Implementation research: what it is and how to do it

Implementation research is a growing but not well understood field of health research that can contribute to more effective public health and clinical policies and programmes. This article provides a broad definition of implementation research and outlines key principles for how to do it

The field of implementation research is growing, but it is not well understood despite the need for better research to inform decisions about health policies, programmes, and practices. This article focuses on the context and factors affecting implementation, the key audiences for the research, implementation outcome variables that describe various aspects of how implementation occurs, and the study of implementation strategies that support the delivery of health services, programmes, and policies. We provide a framework for using the research question as the basis for selecting among the wide range of qualitative, quantitative, and mixed methods that can be applied in implementation research, along with brief descriptions of methods specifically suitable for implementation research. Expanding the use of well designed implementation research should contribute to more effective public health and clinical policies and programmes.

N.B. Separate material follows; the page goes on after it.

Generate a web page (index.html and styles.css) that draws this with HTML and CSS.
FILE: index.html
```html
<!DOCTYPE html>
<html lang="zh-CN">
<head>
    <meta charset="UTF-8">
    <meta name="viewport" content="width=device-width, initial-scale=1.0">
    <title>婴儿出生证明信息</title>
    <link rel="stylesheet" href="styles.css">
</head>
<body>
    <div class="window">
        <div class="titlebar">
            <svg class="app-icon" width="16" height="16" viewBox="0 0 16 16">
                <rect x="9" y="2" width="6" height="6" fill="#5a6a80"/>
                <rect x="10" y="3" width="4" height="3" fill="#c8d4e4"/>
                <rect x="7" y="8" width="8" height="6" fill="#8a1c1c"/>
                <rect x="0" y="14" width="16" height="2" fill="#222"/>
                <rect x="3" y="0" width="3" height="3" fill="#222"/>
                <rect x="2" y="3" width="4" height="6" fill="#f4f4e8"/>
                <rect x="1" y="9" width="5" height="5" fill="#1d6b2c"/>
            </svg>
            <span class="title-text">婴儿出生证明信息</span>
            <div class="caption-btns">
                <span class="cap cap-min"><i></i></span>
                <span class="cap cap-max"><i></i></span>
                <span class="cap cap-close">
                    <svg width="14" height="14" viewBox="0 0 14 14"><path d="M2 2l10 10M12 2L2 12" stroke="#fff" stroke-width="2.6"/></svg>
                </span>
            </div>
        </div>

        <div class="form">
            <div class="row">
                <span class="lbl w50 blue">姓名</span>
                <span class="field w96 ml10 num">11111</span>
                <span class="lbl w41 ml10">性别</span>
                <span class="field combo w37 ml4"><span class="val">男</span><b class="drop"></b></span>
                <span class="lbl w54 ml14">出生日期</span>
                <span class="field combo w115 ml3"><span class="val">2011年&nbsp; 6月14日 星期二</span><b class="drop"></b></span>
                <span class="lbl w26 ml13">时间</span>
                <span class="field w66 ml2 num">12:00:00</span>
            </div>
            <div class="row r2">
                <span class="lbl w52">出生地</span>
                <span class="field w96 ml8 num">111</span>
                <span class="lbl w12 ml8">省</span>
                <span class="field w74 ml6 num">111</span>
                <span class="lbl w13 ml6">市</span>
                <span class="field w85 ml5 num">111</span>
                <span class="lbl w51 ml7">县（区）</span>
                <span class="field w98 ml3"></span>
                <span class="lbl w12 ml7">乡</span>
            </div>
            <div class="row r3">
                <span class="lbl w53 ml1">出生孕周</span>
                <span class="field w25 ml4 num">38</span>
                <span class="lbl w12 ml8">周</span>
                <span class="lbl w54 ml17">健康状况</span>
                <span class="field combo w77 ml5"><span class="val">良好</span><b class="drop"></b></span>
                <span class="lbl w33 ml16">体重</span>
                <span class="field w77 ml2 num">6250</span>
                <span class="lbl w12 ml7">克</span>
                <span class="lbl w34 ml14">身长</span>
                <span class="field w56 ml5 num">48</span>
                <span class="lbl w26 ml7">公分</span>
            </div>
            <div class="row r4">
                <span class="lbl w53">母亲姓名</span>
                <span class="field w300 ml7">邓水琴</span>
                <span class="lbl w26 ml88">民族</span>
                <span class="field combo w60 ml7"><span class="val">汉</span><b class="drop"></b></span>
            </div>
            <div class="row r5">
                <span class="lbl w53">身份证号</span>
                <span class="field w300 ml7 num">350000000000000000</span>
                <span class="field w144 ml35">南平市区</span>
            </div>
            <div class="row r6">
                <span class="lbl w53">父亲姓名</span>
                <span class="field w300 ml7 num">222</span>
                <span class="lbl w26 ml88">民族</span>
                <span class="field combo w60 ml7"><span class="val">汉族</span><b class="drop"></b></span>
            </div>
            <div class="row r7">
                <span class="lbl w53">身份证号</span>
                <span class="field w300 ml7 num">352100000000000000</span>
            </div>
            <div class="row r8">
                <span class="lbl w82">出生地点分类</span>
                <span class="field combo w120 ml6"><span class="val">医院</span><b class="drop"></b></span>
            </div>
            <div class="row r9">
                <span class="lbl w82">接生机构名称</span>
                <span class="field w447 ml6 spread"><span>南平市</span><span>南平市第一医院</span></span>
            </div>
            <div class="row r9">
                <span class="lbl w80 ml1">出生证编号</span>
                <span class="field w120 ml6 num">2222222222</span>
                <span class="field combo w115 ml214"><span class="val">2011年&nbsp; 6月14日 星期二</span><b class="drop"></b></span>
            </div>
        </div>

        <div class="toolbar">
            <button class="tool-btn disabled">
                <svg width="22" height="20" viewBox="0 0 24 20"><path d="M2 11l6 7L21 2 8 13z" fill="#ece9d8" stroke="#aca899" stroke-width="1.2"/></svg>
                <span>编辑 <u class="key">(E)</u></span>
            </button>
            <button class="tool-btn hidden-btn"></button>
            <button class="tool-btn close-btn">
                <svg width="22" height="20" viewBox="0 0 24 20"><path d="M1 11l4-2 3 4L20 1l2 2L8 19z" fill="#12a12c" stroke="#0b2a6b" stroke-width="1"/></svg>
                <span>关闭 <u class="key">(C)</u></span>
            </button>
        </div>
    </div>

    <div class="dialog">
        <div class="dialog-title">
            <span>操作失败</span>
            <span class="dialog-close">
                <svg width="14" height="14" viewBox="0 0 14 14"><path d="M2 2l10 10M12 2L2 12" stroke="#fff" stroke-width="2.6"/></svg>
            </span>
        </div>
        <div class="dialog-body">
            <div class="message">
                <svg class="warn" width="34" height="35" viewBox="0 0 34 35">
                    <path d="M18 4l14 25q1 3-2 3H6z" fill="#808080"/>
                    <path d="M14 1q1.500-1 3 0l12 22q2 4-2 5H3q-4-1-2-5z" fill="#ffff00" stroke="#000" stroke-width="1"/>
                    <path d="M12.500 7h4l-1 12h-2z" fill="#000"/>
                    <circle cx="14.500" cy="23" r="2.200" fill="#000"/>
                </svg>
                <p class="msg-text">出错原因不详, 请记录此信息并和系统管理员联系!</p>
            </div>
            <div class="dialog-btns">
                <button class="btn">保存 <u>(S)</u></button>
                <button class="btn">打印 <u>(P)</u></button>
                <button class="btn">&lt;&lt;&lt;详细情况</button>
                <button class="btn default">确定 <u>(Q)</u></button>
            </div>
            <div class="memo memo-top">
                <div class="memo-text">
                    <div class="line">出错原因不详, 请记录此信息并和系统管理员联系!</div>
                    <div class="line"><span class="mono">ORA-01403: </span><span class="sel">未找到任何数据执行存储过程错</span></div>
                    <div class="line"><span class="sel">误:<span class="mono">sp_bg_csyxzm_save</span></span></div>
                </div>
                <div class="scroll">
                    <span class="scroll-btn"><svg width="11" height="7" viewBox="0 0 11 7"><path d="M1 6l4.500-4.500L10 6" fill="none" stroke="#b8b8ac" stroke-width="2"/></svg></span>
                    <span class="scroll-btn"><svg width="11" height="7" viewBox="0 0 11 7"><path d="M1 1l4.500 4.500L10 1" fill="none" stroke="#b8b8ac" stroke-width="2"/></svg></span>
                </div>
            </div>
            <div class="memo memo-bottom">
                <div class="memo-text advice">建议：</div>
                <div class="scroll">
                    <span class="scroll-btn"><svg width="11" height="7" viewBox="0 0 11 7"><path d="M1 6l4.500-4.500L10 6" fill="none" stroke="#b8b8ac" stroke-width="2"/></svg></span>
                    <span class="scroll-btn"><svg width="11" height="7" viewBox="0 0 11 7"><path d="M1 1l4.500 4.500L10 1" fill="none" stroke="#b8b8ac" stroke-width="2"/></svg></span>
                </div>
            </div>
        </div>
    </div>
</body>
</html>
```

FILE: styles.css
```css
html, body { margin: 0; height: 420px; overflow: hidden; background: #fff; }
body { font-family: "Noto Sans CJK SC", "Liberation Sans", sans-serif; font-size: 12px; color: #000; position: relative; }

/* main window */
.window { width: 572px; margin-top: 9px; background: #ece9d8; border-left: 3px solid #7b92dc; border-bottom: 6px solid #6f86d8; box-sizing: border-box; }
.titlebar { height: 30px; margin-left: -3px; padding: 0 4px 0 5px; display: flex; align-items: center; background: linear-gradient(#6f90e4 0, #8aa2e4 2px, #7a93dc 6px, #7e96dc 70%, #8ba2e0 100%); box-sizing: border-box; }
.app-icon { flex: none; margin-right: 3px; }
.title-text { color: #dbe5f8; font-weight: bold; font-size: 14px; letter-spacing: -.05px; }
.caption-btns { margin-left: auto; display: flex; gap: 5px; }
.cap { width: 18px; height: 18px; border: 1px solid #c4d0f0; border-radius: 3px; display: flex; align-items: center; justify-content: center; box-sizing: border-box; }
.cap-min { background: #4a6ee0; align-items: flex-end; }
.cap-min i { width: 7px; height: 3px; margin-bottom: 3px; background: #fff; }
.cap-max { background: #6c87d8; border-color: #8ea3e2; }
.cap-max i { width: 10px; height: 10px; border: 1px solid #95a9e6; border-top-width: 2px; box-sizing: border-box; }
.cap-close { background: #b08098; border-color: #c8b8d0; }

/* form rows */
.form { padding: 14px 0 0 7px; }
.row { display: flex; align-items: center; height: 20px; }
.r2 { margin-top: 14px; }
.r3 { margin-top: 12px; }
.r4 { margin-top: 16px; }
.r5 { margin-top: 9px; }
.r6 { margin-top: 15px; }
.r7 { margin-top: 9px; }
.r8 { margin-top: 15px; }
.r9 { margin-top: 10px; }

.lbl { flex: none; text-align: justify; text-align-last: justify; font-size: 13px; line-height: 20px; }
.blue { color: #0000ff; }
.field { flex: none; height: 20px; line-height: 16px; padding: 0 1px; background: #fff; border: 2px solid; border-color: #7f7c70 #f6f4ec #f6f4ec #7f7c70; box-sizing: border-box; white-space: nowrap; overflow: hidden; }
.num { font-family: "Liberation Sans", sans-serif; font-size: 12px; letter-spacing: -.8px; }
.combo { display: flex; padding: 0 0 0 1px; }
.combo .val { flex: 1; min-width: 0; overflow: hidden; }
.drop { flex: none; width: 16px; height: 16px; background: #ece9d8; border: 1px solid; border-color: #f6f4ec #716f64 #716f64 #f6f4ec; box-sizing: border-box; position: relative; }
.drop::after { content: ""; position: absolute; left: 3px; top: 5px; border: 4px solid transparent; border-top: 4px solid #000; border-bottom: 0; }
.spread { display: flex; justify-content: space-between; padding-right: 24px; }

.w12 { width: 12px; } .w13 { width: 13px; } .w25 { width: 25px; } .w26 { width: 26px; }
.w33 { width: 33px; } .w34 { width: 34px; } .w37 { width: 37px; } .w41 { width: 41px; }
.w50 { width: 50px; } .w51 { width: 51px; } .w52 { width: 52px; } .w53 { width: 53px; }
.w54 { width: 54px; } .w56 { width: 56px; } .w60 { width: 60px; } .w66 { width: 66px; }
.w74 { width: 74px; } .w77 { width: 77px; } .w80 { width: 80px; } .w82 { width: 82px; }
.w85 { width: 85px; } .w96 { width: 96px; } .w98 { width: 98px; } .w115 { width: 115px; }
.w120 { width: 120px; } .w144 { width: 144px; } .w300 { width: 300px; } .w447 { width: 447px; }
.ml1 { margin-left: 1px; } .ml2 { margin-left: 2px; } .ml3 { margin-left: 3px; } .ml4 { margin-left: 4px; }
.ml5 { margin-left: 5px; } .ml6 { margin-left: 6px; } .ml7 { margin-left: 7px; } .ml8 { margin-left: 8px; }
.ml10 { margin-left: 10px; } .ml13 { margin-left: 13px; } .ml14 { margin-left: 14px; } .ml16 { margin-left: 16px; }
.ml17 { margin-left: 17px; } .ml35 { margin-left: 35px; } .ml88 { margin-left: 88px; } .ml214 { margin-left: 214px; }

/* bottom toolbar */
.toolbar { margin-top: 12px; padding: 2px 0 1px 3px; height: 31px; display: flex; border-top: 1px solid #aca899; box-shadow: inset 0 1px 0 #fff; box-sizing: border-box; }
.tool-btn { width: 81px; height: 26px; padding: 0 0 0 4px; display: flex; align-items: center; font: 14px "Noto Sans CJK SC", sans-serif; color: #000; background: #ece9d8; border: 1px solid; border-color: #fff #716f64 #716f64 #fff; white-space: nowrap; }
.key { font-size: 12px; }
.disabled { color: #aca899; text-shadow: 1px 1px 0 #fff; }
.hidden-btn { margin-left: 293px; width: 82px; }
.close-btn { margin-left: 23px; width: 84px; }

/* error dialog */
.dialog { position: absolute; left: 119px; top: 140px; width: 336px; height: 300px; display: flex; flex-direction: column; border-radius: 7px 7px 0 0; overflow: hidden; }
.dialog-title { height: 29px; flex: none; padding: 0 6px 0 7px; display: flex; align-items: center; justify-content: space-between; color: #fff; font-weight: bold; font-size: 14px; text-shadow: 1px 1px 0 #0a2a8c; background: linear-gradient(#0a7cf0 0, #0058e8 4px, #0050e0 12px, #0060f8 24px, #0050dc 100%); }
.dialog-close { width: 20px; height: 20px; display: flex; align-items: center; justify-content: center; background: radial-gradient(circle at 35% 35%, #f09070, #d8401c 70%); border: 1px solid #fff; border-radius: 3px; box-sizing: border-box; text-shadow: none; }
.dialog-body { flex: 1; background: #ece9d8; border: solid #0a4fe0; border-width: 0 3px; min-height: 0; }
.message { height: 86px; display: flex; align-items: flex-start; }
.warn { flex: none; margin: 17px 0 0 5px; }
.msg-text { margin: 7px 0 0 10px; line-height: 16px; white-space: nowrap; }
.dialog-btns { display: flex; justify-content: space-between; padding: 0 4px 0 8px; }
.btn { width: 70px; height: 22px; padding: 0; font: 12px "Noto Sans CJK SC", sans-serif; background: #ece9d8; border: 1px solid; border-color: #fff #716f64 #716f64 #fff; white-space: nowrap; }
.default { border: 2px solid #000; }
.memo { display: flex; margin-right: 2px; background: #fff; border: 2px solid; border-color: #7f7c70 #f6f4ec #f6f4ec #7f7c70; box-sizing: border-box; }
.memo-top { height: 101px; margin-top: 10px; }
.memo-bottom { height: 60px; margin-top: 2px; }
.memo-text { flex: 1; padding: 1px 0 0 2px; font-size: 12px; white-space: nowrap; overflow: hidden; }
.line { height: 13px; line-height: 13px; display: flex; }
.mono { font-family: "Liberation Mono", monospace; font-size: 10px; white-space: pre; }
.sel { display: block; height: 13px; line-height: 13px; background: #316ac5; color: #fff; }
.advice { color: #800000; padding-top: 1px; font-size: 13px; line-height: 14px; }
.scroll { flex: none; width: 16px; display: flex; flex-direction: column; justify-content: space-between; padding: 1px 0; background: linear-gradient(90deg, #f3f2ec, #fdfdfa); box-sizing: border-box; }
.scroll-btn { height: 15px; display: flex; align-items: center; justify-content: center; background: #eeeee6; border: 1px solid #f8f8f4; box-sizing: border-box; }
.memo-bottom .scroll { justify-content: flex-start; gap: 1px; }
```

Defining implementation research

Implementation research attempts to solve a wide range of implementation problems; it has its origins in several disciplines and research traditions (supplementary table A). Although progress has been made in conceptualising implementation research over the past decade,1 considerable confusion persists about its terminology and scope.2 3 4 The word “implement” comes from the Latin “implere,” meaning to fulfil or to carry into effect.5 This provides a basis for a broad definition of implementation research that can be used across research traditions and has meaning for practitioners, policy makers, and the interested public: “Implementation research is the scientific inquiry into questions concerning implementation—the act of carrying an intention into effect, which in health research can be policies, programmes, or individual practices (collectively called interventions).”

Implementation research can consider any aspect of implementation, including the factors affecting implementation, the processes of implementation, and the results of implementation, including how to introduce potential solutions into a health system or how to promote their large scale use and sustainability. The intent is to understand what, why, and how interventions work in “real world” settings and to test approaches to improve them.

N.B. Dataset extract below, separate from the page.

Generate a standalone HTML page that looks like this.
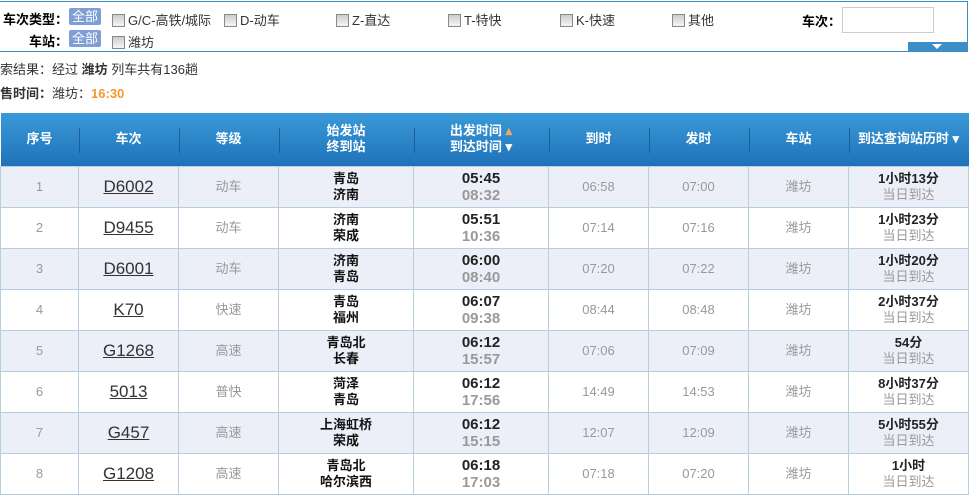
<!DOCTYPE html><html><head><meta charset="utf-8"><style>
*{margin:0;padding:0;box-sizing:border-box}
body{width:978px;height:498px;overflow:hidden;background:#fff;font-family:"Liberation Sans","Noto Sans CJK SC",sans-serif;font-size:13px;color:#333;position:relative}
.box{position:absolute;left:-2px;top:1px;width:970px;height:51px;border:1px solid #3b8fc4;border-left:none}
.a{position:absolute;white-space:nowrap;font-size:13px}
.b{font-weight:bold;color:#000}
.all{position:absolute;background:#7e9fd6;color:#fff;font-size:13px;padding:0 3px;height:17px;line-height:17px;border-radius:2px}
.cb{display:inline-block;width:13px;height:13px;border:1px solid #888;background:linear-gradient(#ccc,#f5f5f5);vertical-align:-2px;margin-right:3px}
table{position:absolute;left:0;top:113px;border-collapse:collapse;table-layout:fixed;width:968px}
th{height:53px;background:linear-gradient(#3a9ad8,#1f72ba);color:#fff;font-weight:bold;font-size:13px;line-height:16px;position:relative}
th+th:before{content:"";position:absolute;left:0;top:15px;height:25px;border-left:1px solid #1a5f99}
td{height:41px;border:1px solid #b7cde0;text-align:center;font-size:13px;color:#999;line-height:16px}
tr:nth-child(even) td{background:#eceff8}
td.n{color:#333;font-size:17px;text-decoration:underline}
td.s{color:#111;font-weight:bold}
td.t b{font-size:15px;color:#222;display:block;line-height:17px}
td.t i{font-style:normal;font-size:15px;color:#999;font-weight:bold;display:block;line-height:17px}
td.d b{color:#222;font-size:13px;display:block}
</style></head><body>
<div class="box"></div>
<div class="a b" style="left:3px;top:9px">车次类型：</div>
<div class="all" style="left:69px;top:8px">全部</div>
<div class="a" style="left:112px;top:10px"><span class="cb"></span>G/C-高铁/城际</div>
<div class="a" style="left:224px;top:10px"><span class="cb"></span>D-动车</div>
<div class="a" style="left:336px;top:10px"><span class="cb"></span>Z-直达</div>
<div class="a" style="left:448px;top:10px"><span class="cb"></span>T-特快</div>
<div class="a" style="left:560px;top:10px"><span class="cb"></span>K-快速</div>
<div class="a" style="left:672px;top:10px"><span class="cb"></span>其他</div>
<div class="a b" style="left:802px;top:11px">车次：</div>
<div style="position:absolute;left:842px;top:7px;width:92px;height:26px;border:1px solid #ccc"></div>
<div style="position:absolute;left:908px;top:42px;width:60px;height:10px;background:#3b8fc4"></div>
<div style="position:absolute;left:932px;top:44px;border-left:5px solid transparent;border-right:5px solid transparent;border-top:5px solid #fff"></div>
<div class="a b" style="left:29px;top:31px">车站：</div>
<div class="all" style="left:69px;top:30px">全部</div>
<div class="a" style="left:112px;top:32px"><span class="cb"></span>潍坊</div>
<div class="a" style="left:0;top:59px">索结果：经过 <b>潍坊</b> 列车共有136趟</div>
<div class="a" style="left:0;top:83px"><b>售时间：</b>潍坊：<b style="color:#f09a30;font-size:13px">16:30</b></div>
<table>
<colgroup><col style="width:78px"><col style="width:100px"><col style="width:100px"><col style="width:135px"><col style="width:135px"><col style="width:100px"><col style="width:100px"><col style="width:100px"><col style="width:120px"></colgroup>
<tr><th>序号</th><th>车次</th><th>等级</th><th>始发站<br>终到站</th><th>出发时间 <span style="color:#f5a65b">▴</span><br>到达时间 ▾</th><th>到时</th><th>发时</th><th>车站</th><th>到达查询站历时 ▾</th></tr>
<tr><td>1</td><td class="n">D6002</td><td>动车</td><td class="s">青岛<br>济南</td><td class="t"><b>05:45</b><i>08:32</i></td><td>06:58</td><td>07:00</td><td>潍坊</td><td class="d"><b>1小时13分</b>当日到达</td></tr>
<tr><td>2</td><td class="n">D9455</td><td>动车</td><td class="s">济南<br>荣成</td><td class="t"><b>05:51</b><i>10:36</i></td><td>07:14</td><td>07:16</td><td>潍坊</td><td class="d"><b>1小时23分</b>当日到达</td></tr>
<tr><td>3</td><td class="n">D6001</td><td>动车</td><td class="s">济南<br>青岛</td><td class="t"><b>06:00</b><i>08:40</i></td><td>07:20</td><td>07:22</td><td>潍坊</td><td class="d"><b>1小时20分</b>当日到达</td></tr>
<tr><td>4</td><td class="n">K70</td><td>快速</td><td class="s">青岛<br>福州</td><td class="t"><b>06:07</b><i>09:38</i></td><td>08:44</td><td>08:48</td><td>潍坊</td><td class="d"><b>2小时37分</b>当日到达</td></tr>
<tr><td>5</td><td class="n">G1268</td><td>高速</td><td class="s">青岛北<br>长春</td><td class="t"><b>06:12</b><i>15:57</i></td><td>07:06</td><td>07:09</td><td>潍坊</td><td class="d"><b>54分</b>当日到达</td></tr>
<tr><td>6</td><td class="n">5013</td><td>普快</td><td class="s">菏泽<br>青岛</td><td class="t"><b>06:12</b><i>17:56</i></td><td>14:49</td><td>14:53</td><td>潍坊</td><td class="d"><b>8小时37分</b>当日到达</td></tr>
<tr><td>7</td><td class="n">G457</td><td>高速</td><td class="s">上海虹桥<br>荣成</td><td class="t"><b>06:12</b><i>15:15</i></td><td>12:07</td><td>12:09</td><td>潍坊</td><td class="d"><b>5小时55分</b>当日到达</td></tr>
<tr><td>8</td><td class="n">G1208</td><td>高速</td><td class="s">青岛北<br>哈尔滨西</td><td class="t"><b>06:18</b><i>17:03</i></td><td>07:18</td><td>07:20</td><td>潍坊</td><td class="d"><b>1小时</b>当日到达</td></tr>
</table>
</body></html>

Principles of implementation research

Implementation research seeks to understand and work within real world conditions, rather than trying to control for these conditions or to remove their influence as causal effects. This implies working with populations that will be affected by an intervention, rather than selecting beneficiaries who may not represent the target population of an intervention (such as studying healthy volunteers or excluding patients who have comorbidities).

Context plays a central role in implementation research. Context can include the social, cultural, economic, political, legal, and physical environment, as well as the institutional setting, comprising various stakeholders and their interactions, and the demographic and epidemiological conditions. The structure of the health systems (for example, the roles played by governments, non-governmental organisations, other private providers, and citizens) is particularly important for implementation research on health.

Implementation research is especially concerned with the users of the research and not purely the production of knowledge. These users may include managers and teams using quality improvement strategies, executive decision makers seeking advice for specific decisions, policy makers who need to be informed about particular programmes, practitioners who need to be convinced to use interventions that are based on evidence, people who are influenced to change their behaviour to have a healthier life, or communities who are conducting the research and taking action through the research to improve their conditions (supplementary table A). One important implication is that often these actors should be intimately involved in the identification, design, and conduct phases of research and not just be targets for dissemination of study results.

Implementation outcome variables

Implementation outcome variables describe the intentional actions to deliver services.6 These implementation outcome variables—acceptability, adoption, appropriateness, feasibility, fidelity, implementation cost, coverage, and sustainability—can all serve as indicators of the success of implementation (table 1 ⇓ ). Implementation research uses these variables to assess how well implementation has occurred or to provide insights about how this contributes to one’s health status or other important health outcomes.